Inclusive governance is a necessity, not a luxury.
Europe has the regulatory credibility to push back against that drift. The DSA, the AI Act, and the EMFA have given Europe a position in global digital governance to advocate for broader inclusion. Fellowship programmes and regional consultations within the AI Dialogue architecture are just a few examples of concrete mechanisms that already exist in proposal form. It is up to the EU delegations to advocate for these, and eventually make them happen.
Foreign policy is another lever. Unfortunately, what we see over and over again is that trade agreements and diplomatic partnerships are often prioritised over the protection of human rights. Media freedom and information integrity should be an integral part of trade policies and other areas of diplomatic ties, if only for Europe to stay consistent with its human rights values and their application.
Making different political decisions
None of what is outlined here requires new principles. Europe already has the commitments and the frameworks. The gap is between what is promised and what gets funded in reality.
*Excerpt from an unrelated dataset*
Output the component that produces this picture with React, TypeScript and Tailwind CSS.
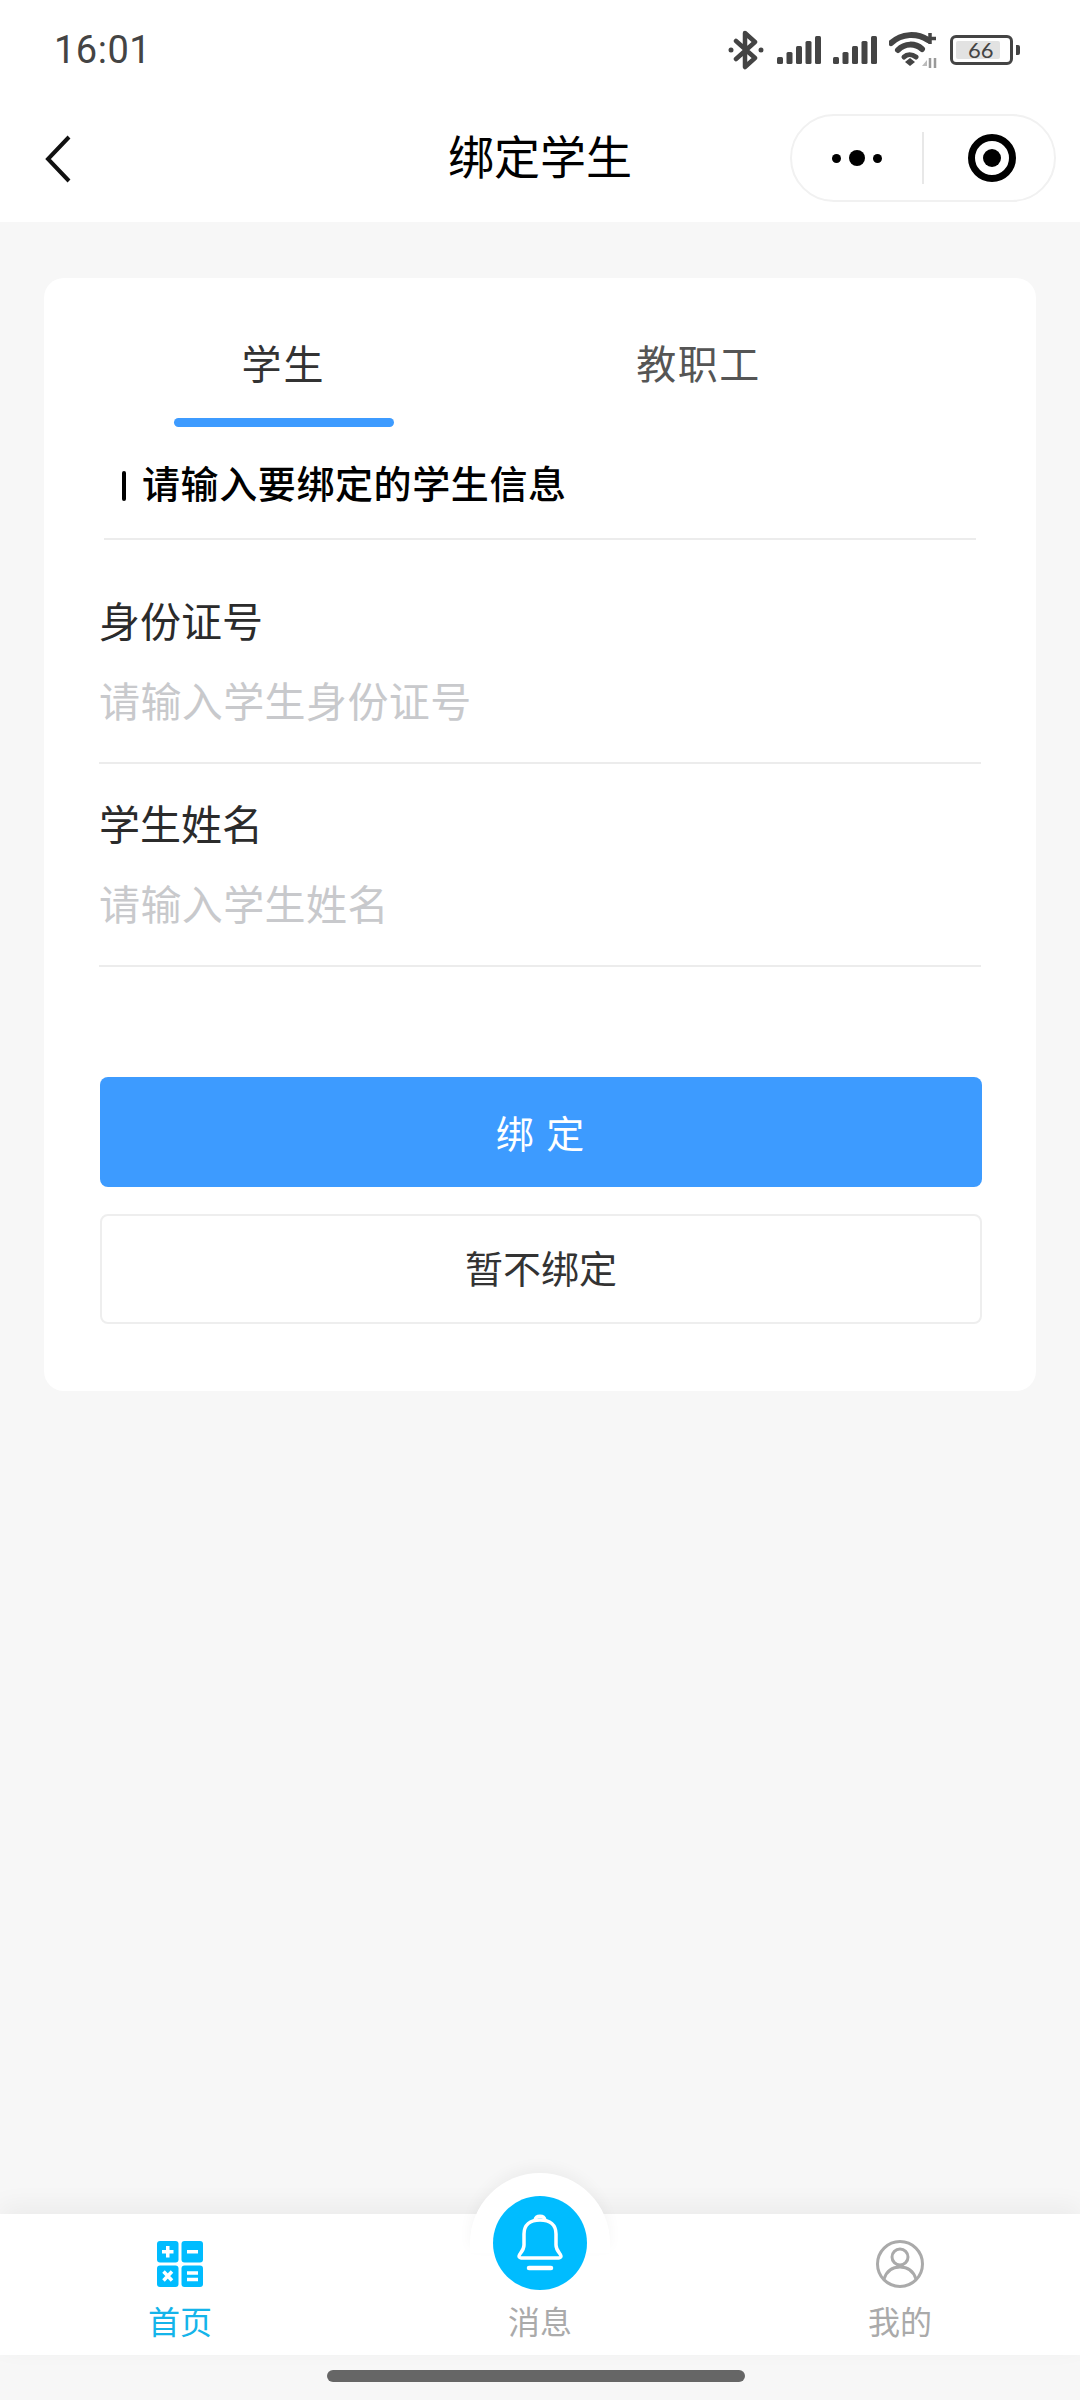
import React from "react";

const font = { fontFamily: '"Noto Sans CJK SC", "Noto Sans", sans-serif' };

function Signal() {
  return (
    <svg width="44" height="28" viewBox="0 0 44 28" fill="#444">
      <rect x="0" y="21" width="6" height="7" rx="1.5" />
      <rect x="9.5" y="16" width="6" height="12" rx="1.5" />
      <rect x="19" y="10" width="6" height="18" rx="1.5" />
      <rect x="28.5" y="5" width="6" height="23" rx="1.5" />
      <rect x="38" y="0" width="6" height="28" rx="1.5" />
    </svg>
  );
}

function StatusIcons() {
  return (
    <div className="flex items-center">
      <svg width="36" height="40" viewBox="0 0 36 40" fill="none" stroke="#444" strokeWidth="4.5" strokeLinejoin="round" strokeLinecap="round">
        <path d="M8 11 L27 28 L17 37 V3 L27 12 L8 29" />
        <circle cx="3" cy="20" r="2.5" fill="#444" stroke="none" />
        <circle cx="33" cy="20" r="2.5" fill="#444" stroke="none" />
      </svg>
      <div className="ml-[13px]"><Signal /></div>
      <div className="ml-[12px]"><Signal /></div>
      <svg className="ml-[12px]" width="50" height="36" viewBox="0 0 50 36" fill="none">
        <path d="M2 11 C13 1 28 1 39 8" stroke="#444" strokeWidth="6" strokeLinecap="round" />
        <path d="M9 18 C16 11 26 11 33 17" stroke="#444" strokeWidth="6" strokeLinecap="round" />
        <path d="M15 25 C18 22 23 22 27 25" stroke="#444" strokeWidth="5" strokeLinecap="round" />
        <path d="M16 30 L21 26 L26 30 L21 34 Z" fill="#444" />
        <path d="M41 1 V12 M35.5 6.5 H47" stroke="#444" strokeWidth="3.5" />
        <path d="M33 34 L38 28 V34 Z" fill="#bbb" />
        <path d="M41 26 V36 M46 26 V36" stroke="#999" strokeWidth="2.5" />
      </svg>
      <div className="relative ml-[11px] flex h-[30px] w-[63px] items-center rounded-[6px] border-[3px] border-[#444] p-[3px]">
        <div className="h-full w-[44px] rounded-[2px] bg-[#e2e2e2]" />
        <span className="absolute left-[15px] top-[-4px] text-[22px] leading-[32px] text-[#444]" style={{ fontFamily: "Lato, sans-serif" }}>66</span>
      </div>
      <div className="ml-[3px] h-[10px] w-[4px] rounded-r-[2px] bg-[#444]" />
    </div>
  );
}

function Field({ label, placeholder }: { label: string; placeholder: string }) {
  return (
    <div className="mx-[55px] h-[203px] border-b-2 border-[#ececec] pt-[31px]">
      <div className="text-[41px] leading-[54px] text-[#2b2b2b]">{label}</div>
      <div className="mt-[26px] text-[41px] leading-[54px] tracking-[0.4px] text-[#c8c9cc]">{placeholder}</div>
    </div>
  );
}

export default function App() {
  return (
    <div className="relative flex h-[2400px] w-[1080px] flex-col overflow-hidden bg-[#f7f7f7]" style={font}>
      <header className="h-[222px] shrink-0 bg-white">
        <div className="flex h-[100px] items-center justify-between pl-[54px] pr-[60px]">
          <span className="text-[38px] tracking-[0.5px] text-[#444]" style={{ fontFamily: "Roboto, sans-serif" }}>16:01</span>
          <StatusIcons />
        </div>
        <div className="relative flex h-[122px] items-center justify-center">
          <svg className="absolute left-[44px] top-[35px]" width="28" height="48" viewBox="0 0 28 48" fill="none" stroke="#111" strokeWidth="4">
            <path d="M25 2 L4 24 L25 46" />
          </svg>
          <span className="mt-[-14px] text-[46px] leading-[60px] text-black">绑定学生</span>
          <div className="absolute right-[24px] top-[14px] flex h-[88px] w-[266px] items-center rounded-full border-2 border-[#f1f1f1]">
            <div className="flex w-[130px] items-center justify-center gap-[8px]">
              <span className="h-[9px] w-[9px] rounded-full bg-black" />
              <span className="h-[16px] w-[16px] rounded-full bg-black" />
              <span className="h-[9px] w-[9px] rounded-full bg-black" />
            </div>
            <div className="h-[52px] w-[2px] bg-[#e8e8e8]" />
            <div className="flex flex-1 items-center justify-center pl-[6px]">
              <div className="flex h-[48px] w-[48px] items-center justify-center rounded-full border-[7px] border-black">
                <span className="h-[18px] w-[18px] rounded-full bg-black" />
              </div>
            </div>
          </div>
        </div>
      </header>

      <main className="mx-[44px] mt-[56px] h-[1113px] rounded-[20px] bg-white">
        <div className="flex h-[149px]">
          <div className="flex w-[413px] flex-col items-center pt-[57px]">
            <span className="ml-[66px] text-[40px] leading-[54px] tracking-[2px] text-[#333]">学生</span>
            <div className="ml-[66px] mt-[29px] h-[9px] w-[220px] rounded-full bg-[#3d9bff]" />
          </div>
          <div className="flex flex-1 justify-center pt-[57px] pr-[96px]">
            <span className="text-[40px] leading-[54px] tracking-[1.5px] text-[#555]">教职工</span>
          </div>
        </div>
        <div className="mx-[60px] h-[113px] border-b-2 border-[#ececec] pl-[18px] pt-[30px] text-[38px] font-medium leading-[50px] tracking-[0.6px] text-black">
          <span className="mr-[16px] inline-block h-[30px] w-[4px] translate-y-[3px] rounded-full bg-black" />
          请输入要绑定的学生信息
        </div>
        <div className="mt-[21px]">
          <Field label="身份证号" placeholder="请输入学生身份证号" />
          <Field label="学生姓名" placeholder="请输入学生姓名" />
        </div>
        <button className="mx-[56px] mt-[110px] block h-[110px] w-[882px] rounded-[8px] bg-[#3d9bff] pb-[2px] text-[38px] tracking-[2px] text-white">
          绑 定
        </button>
        <button className="mx-[56px] mt-[27px] block h-[110px] w-[882px] rounded-[8px] border-2 border-[#eeeeee] bg-white pb-[5px] text-[38px] text-[#333]">
          暂不绑定
        </button>
      </main>

      <nav className="relative mt-auto mb-[45px] flex h-[141px] bg-white shadow-[0_-8px_24px_rgba(0,0,0,0.05)]">
        <div className="flex w-[360px] flex-col items-center pt-[27px]">
          <svg width="46" height="46" viewBox="0 0 46 46">
            <rect x="0" y="0" width="21.5" height="21.5" rx="3" fill="#00bcff" />
            <rect x="24.5" y="0" width="21.5" height="21.5" rx="3" fill="#00bcff" />
            <rect x="0" y="24.5" width="21.5" height="21.5" rx="3" fill="#00bcff" />
            <rect x="24.5" y="24.5" width="21.5" height="21.5" rx="3" fill="#00bcff" />
            <path d="M5 10.75 H16.5 M10.75 5 V16.5" stroke="#fff" strokeWidth="3.5" />
            <path d="M30 10.75 H41" stroke="#fff" strokeWidth="3.5" />
            <path d="M6.5 30.5 L15 39.5 M15 30.5 L6.5 39.5" stroke="#fff" strokeWidth="3.5" />
            <path d="M30 32 H41 M30 38.5 H41" stroke="#fff" strokeWidth="3.5" />
          </svg>
          <span className="mt-[11px] text-[32px] leading-[44px] text-[#14b4ea]">首页</span>
        </div>
        <div className="flex w-[360px] flex-col items-center pt-[84px]">
          <span className="relative z-10 text-[32px] leading-[44px] text-[#aaa]">消息</span>
        </div>
        <div className="flex w-[360px] flex-col items-center pt-[25px]">
          <svg width="50" height="50" viewBox="0 0 50 50" fill="none" stroke="#aaa" strokeWidth="3">
            <circle cx="25" cy="25" r="22.5" />
            <circle cx="25" cy="18" r="8" />
            <path d="M9 40 C12 31 18 28 25 28 C32 28 38 31 41 40" />
          </svg>
          <span className="mt-[9px] text-[32px] leading-[44px] text-[#aaa]">我的</span>
        </div>
        <div className="absolute left-[470px] top-[-41px] flex h-[80px] w-[140px] justify-center rounded-t-full bg-white pt-[23px] shadow-[0_-6px_14px_rgba(0,0,0,0.04)]">
          <div className="flex h-[94px] w-[94px] shrink-0 items-center justify-center rounded-full bg-[#00bcff]">
            <svg width="48" height="60" viewBox="0 0 48 60" fill="none" stroke="#fff" strokeWidth="3.5" strokeLinecap="round" strokeLinejoin="round">
              <path d="M3 43 C3 41 8 38 8 32 V21 C8 12 14 7 24 7 C34 7 40 12 40 21 V32 C40 38 45 41 45 43 C45 44 44 45 43 45 H5 C4 45 3 44 3 43 Z" />
              <path d="M19 7 C20 2 28 2 29 7" />
              <path d="M13 55 H35" strokeWidth="4.5" />
            </svg>
          </div>
        </div>
      </nav>

      <div className="absolute bottom-[18px] left-[327px] h-[12px] w-[418px] rounded-full bg-[#666]" />
    </div>
  );
}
Authoritarian governments understood long ago that controlling the information environment is a primary strategic objective. They budget for it, they legislate for it, and they build the infrastructure for it with consistency and patience. Europe has spent two decades treating the same terrain as a secondary concern, at the margins of trade policy, or in cultural funding rounds, or in civil society consultations.
That can change. But it requires understanding that the health of the information ecosystem is not a soft indicator of democratic culture, but a fundamental condition for democracy.